What are orphan pages on a website?

They are the same thing: pages without inbound internal links. These might still be in your sitemap or have external backlinks, but nothing within your site links to them.

Are orphan pages bad for SEO?

Generally, yes. Orphan pages receive little or no link equity and may be discovered late by search engines. They can waste crawl budget and hide important content. In one case study, over 70 % of pages on a site were orphan pages, showing how much potential traffic can be lost. However, some orphan pages, like thank‑you pages or private downloads, are intentional and should remain hidden but properly managed.

How do I find orphan pages?

Compare different URL sources: crawl your site to find linked pages, export your XML sitemap, check Google Search Console, review analytics for landing pages and examine server logs. Pages that appear in sitemaps or analytics but not in your crawl are likely orphan pages.

Can Google index orphan pages?

Yes. Search engines can sometimes index orphan pages if they are in your sitemap or have external backlinks.

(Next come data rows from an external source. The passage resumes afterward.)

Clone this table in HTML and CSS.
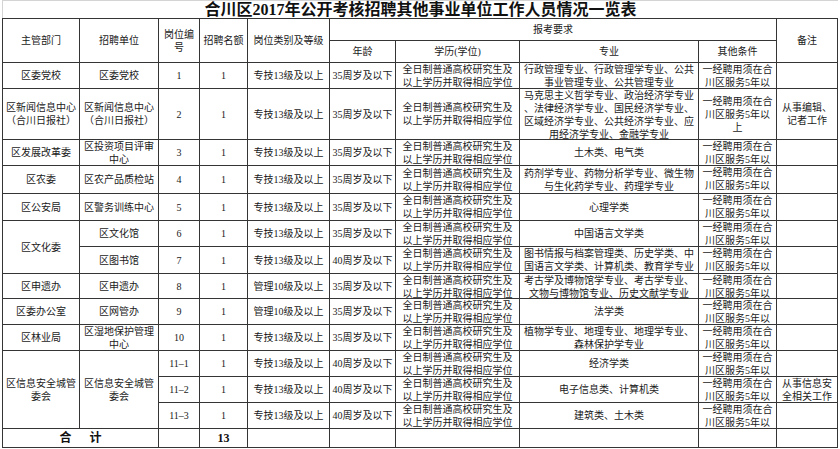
FILE: index.html
```html
<!DOCTYPE html>
<html lang="zh-CN">
<head>
<meta charset="utf-8">
<title>合川区2017年公开考核招聘其他事业单位工作人员情况一览表</title>
<link rel="stylesheet" href="styles.css">
</head>
<body>
<div class="sheet">
  <div class="title">合川区2017年公开考核招聘其他事业单位工作人员情况一览表</div>
  <div class="grid">
    <div class="c r2">主管部门</div>
    <div class="c r2">招聘单位</div>
    <div class="c r2">岗位编号</div>
    <div class="c r2">招聘名额</div>
    <div class="c r2">岗位类别及等级</div>
    <div class="c s4">报考要求</div>
    <div class="c r2">备注</div>
    <div class="c">年龄</div>
    <div class="c">学历(学位)</div>
    <div class="c">专业</div>
    <div class="c">其他条件</div>

    <div class="c">区委党校</div>
    <div class="c">区委党校</div>
    <div class="c">1</div>
    <div class="c">1</div>
    <div class="c">专技13级及以上</div>
    <div class="c">35周岁及以下</div>
    <div class="c">全日制普通高校研究生及以上学历并取得相应学位</div>
    <div class="c">行政管理专业、行政管理学专业、公共事业管理专业、公共管理专业</div>
    <div class="c">一经聘用须在合川区服务5年以上</div>
    <div class="c"></div>

    <div class="c">区新闻信息中心（合川日报社）</div>
    <div class="c">区新闻信息中心（合川日报社）</div>
    <div class="c">2</div>
    <div class="c">1</div>
    <div class="c">专技13级及以上</div>
    <div class="c">35周岁及以下</div>
    <div class="c">全日制普通高校研究生及以上学历并取得相应学位</div>
    <div class="c">马克思主义哲学专业、政治经济学专业、法律经济学专业、国民经济学专业、区域经济学专业、公共经济学专业、应用经济学专业、金融学专业</div>
    <div class="c">一经聘用须在合川区服务5年以上</div>
    <div class="c">从事编辑、记者工作</div>

    <div class="c">区发展改革委</div>
    <div class="c">区投资项目评审中心</div>
    <div class="c">3</div>
    <div class="c">1</div>
    <div class="c">专技13级及以上</div>
    <div class="c">35周岁及以下</div>
    <div class="c">全日制普通高校研究生及以上学历并取得相应学位</div>
    <div class="c">土木类、电气类</div>
    <div class="c">一经聘用须在合川区服务5年以上</div>
    <div class="c"></div>

    <div class="c">区农委</div>
    <div class="c">区农产品质检站</div>
    <div class="c">4</div>
    <div class="c">1</div>
    <div class="c">专技13级及以上</div>
    <div class="c">35周岁及以下</div>
    <div class="c">全日制普通高校研究生及以上学历并取得相应学位</div>
    <div class="c">药剂学专业、药物分析学专业、微生物与生化药学专业、药理学专业</div>
    <div class="c">一经聘用须在合川区服务5年以上</div>
    <div class="c"></div>

    <div class="c">区公安局</div>
    <div class="c">区警务训练中心</div>
    <div class="c">5</div>
    <div class="c">1</div>
    <div class="c">专技13级及以上</div>
    <div class="c">35周岁及以下</div>
    <div class="c">全日制普通高校研究生及以上学历并取得相应学位</div>
    <div class="c">心理学类</div>
    <div class="c">一经聘用须在合川区服务5年以上</div>
    <div class="c"></div>

    <div class="c r2">区文化委</div>
    <div class="c">区文化馆</div>
    <div class="c">6</div>
    <div class="c">1</div>
    <div class="c">专技13级及以上</div>
    <div class="c">35周岁及以下</div>
    <div class="c">全日制普通高校研究生及以上学历并取得相应学位</div>
    <div class="c">中国语言文学类</div>
    <div class="c">一经聘用须在合川区服务5年以上</div>
    <div class="c"></div>

    <div class="c">区图书馆</div>
    <div class="c">7</div>
    <div class="c">1</div>
    <div class="c">专技13级及以上</div>
    <div class="c">40周岁及以下</div>
    <div class="c">全日制普通高校研究生及以上学历并取得相应学位</div>
    <div class="c">图书情报与档案管理类、历史学类、中国语言文学类、计算机类、教育学专业</div>
    <div class="c">一经聘用须在合川区服务5年以上</div>
    <div class="c"></div>

    <div class="c">区申遗办</div>
    <div class="c">区申遗办</div>
    <div class="c">8</div>
    <div class="c">1</div>
    <div class="c">管理10级及以上</div>
    <div class="c">35周岁及以下</div>
    <div class="c">全日制普通高校研究生及以上学历并取得相应学位</div>
    <div class="c">考古学及博物馆学专业、考古学专业、文物与博物馆专业、历史文献学专业</div>
    <div class="c">一经聘用须在合川区服务5年以上</div>
    <div class="c"></div>

    <div class="c">区委办公室</div>
    <div class="c">区网管办</div>
    <div class="c">9</div>
    <div class="c">1</div>
    <div class="c">管理10级及以上</div>
    <div class="c">35周岁及以下</div>
    <div class="c">全日制普通高校研究生及以上学历并取得相应学位</div>
    <div class="c">法学类</div>
    <div class="c">一经聘用须在合川区服务5年以上</div>
    <div class="c"></div>

    <div class="c">区林业局</div>
    <div class="c">区湿地保护管理中心</div>
    <div class="c">10</div>
    <div class="c">1</div>
    <div class="c">专技13级及以上</div>
    <div class="c">35周岁及以下</div>
    <div class="c">全日制普通高校研究生及以上学历并取得相应学位</div>
    <div class="c">植物学专业、地理专业、地理学专业、森林保护学专业</div>
    <div class="c">一经聘用须在合川区服务5年以上</div>
    <div class="c"></div>

    <div class="c r3">区信息安全城管委会</div>
    <div class="c r3">区信息安全城管委会</div>
    <div class="c">11–1</div>
    <div class="c">1</div>
    <div class="c">专技13级及以上</div>
    <div class="c">40周岁及以下</div>
    <div class="c">全日制普通高校研究生及以上学历并取得相应学位</div>
    <div class="c">经济学类</div>
    <div class="c">一经聘用须在合川区服务5年以上</div>
    <div class="c"></div>

    <div class="c">11–2</div>
    <div class="c">1</div>
    <div class="c">专技13级及以上</div>
    <div class="c">40周岁及以下</div>
    <div class="c">全日制普通高校研究生及以上学历并取得相应学位</div>
    <div class="c">电子信息类、计算机类</div>
    <div class="c">一经聘用须在合川区服务5年以上</div>
    <div class="c">从事信息安全相关工作</div>

    <div class="c">11–3</div>
    <div class="c">1</div>
    <div class="c">专技13级及以上</div>
    <div class="c">40周岁及以下</div>
    <div class="c">全日制普通高校研究生及以上学历并取得相应学位</div>
    <div class="c">建筑类、土木类</div>
    <div class="c">一经聘用须在合川区服务5年以上</div>
    <div class="c"></div>

    <div class="c s2 total"><span>合</span><span>计</span></div>
    <div class="c"></div>
    <div class="c total">13</div>
    <div class="c"></div>
    <div class="c"></div>
    <div class="c"></div>
    <div class="c"></div>
    <div class="c"></div>
    <div class="c"></div>
  </div>
</div>
</body>
</html>
```

FILE: styles.css
```css
html, body {
  margin: 0;
  padding: 0;
  background: #ffffff;
}

body {
  font-family: "Liberation Serif", "Noto Sans CJK SC", serif;
  color: #1a1a1a;
}

.sheet {
  padding-left: 2px;
  width: 836px;
}

.title {
  height: 18px;
  box-sizing: border-box;
  border-top: 1px solid #d4d4d4;
  border-left: 1px solid #d4d4d4;
  font-size: 16px;
  font-weight: bold;
  line-height: 17px;
  text-align: center;
  color: #111;
  white-space: nowrap;
}

.grid {
  display: grid;
  grid-template-columns: 76px 78px 40px 47px 81px 65px 123px 178px 77px 60px;
  grid-template-rows: 21px 21px 25px 50px 25px 27px 26px 25px 26px 24px 25px 25px 25px 25px 25px 18px;
  gap: 1px;
  padding: 1px;
  background: #353535;
  width: 836px;
  box-sizing: border-box;
}

.c {
  background: #ffffff;
  overflow: hidden;
  display: flex;
  align-items: safe center;
  justify-content: center;
  text-align: center;
  padding: 0 2px;
  font-size: 10px;
  line-height: 13px;
  line-break: anywhere;
  min-width: 0;
  min-height: 0;
}

.r2 { grid-row: span 2; }
.r3 { grid-row: span 3; }
.s2 { grid-column: span 2; }
.s4 { grid-column: span 4; }

.total {
  font-weight: bold;
  font-size: 12px;
  gap: 18px;
  color: #111;
}
```
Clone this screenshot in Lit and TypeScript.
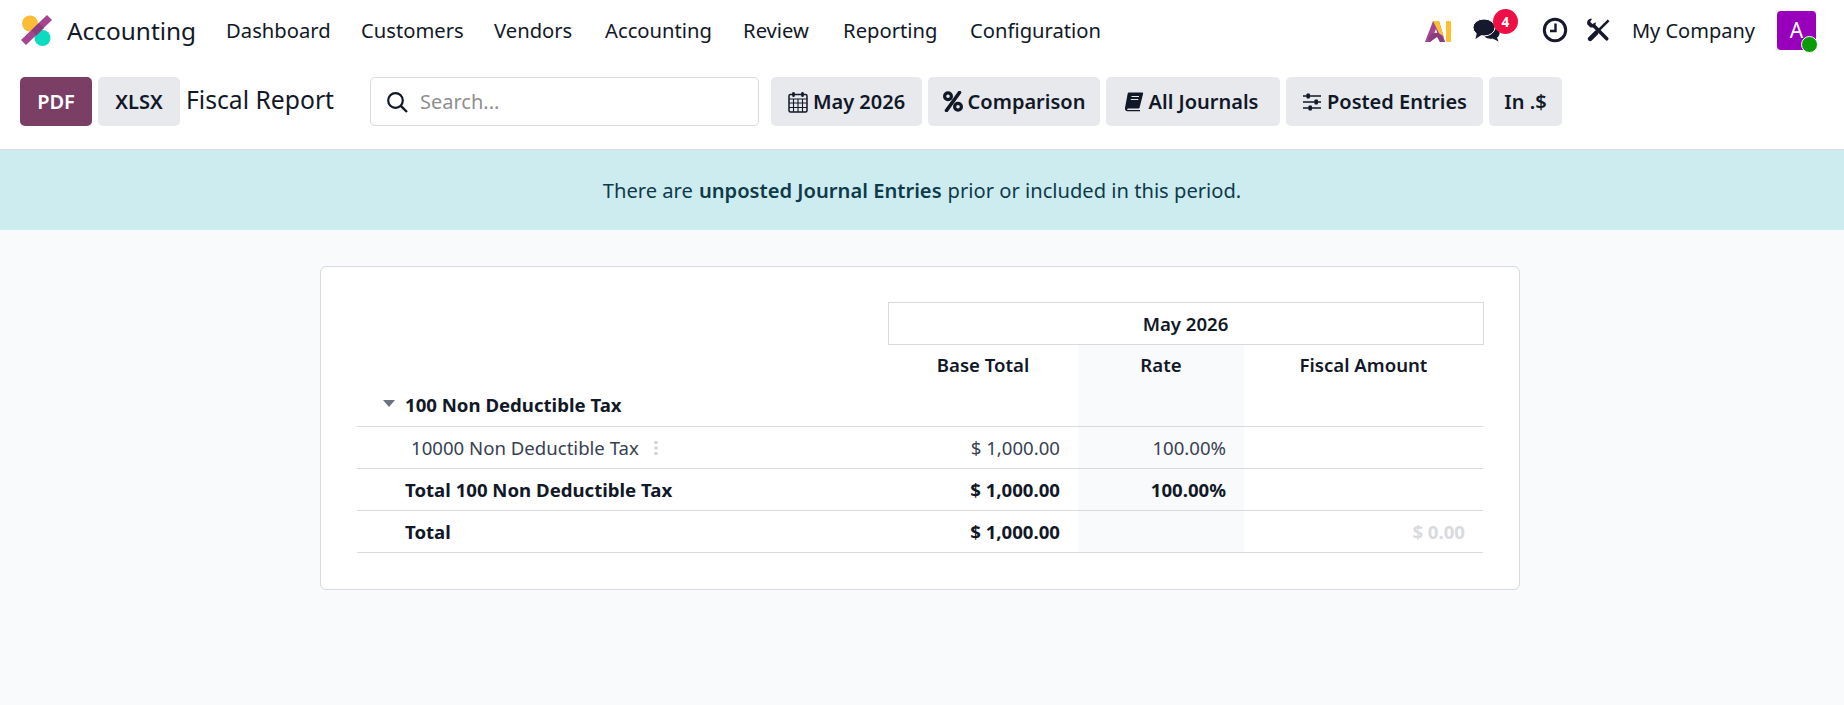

However, they may not rank well because they lack internal link context. Google recommends that every important page have at least one internal link.

Do sitemap URLs count as internal links?

No. A sitemap helps search engines discover URLs, but it does not pass link equity. Internal links within content or navigation are necessary to build authority.

Should I delete or redirect orphan pages?

It depends. If the page is valuable, rescue it by adding internal links. If it overlaps with another page, merge and redirect it. If it is outdated and has no value, remove it. Always evaluate the page’s traffic, backlinks and relevance before deciding.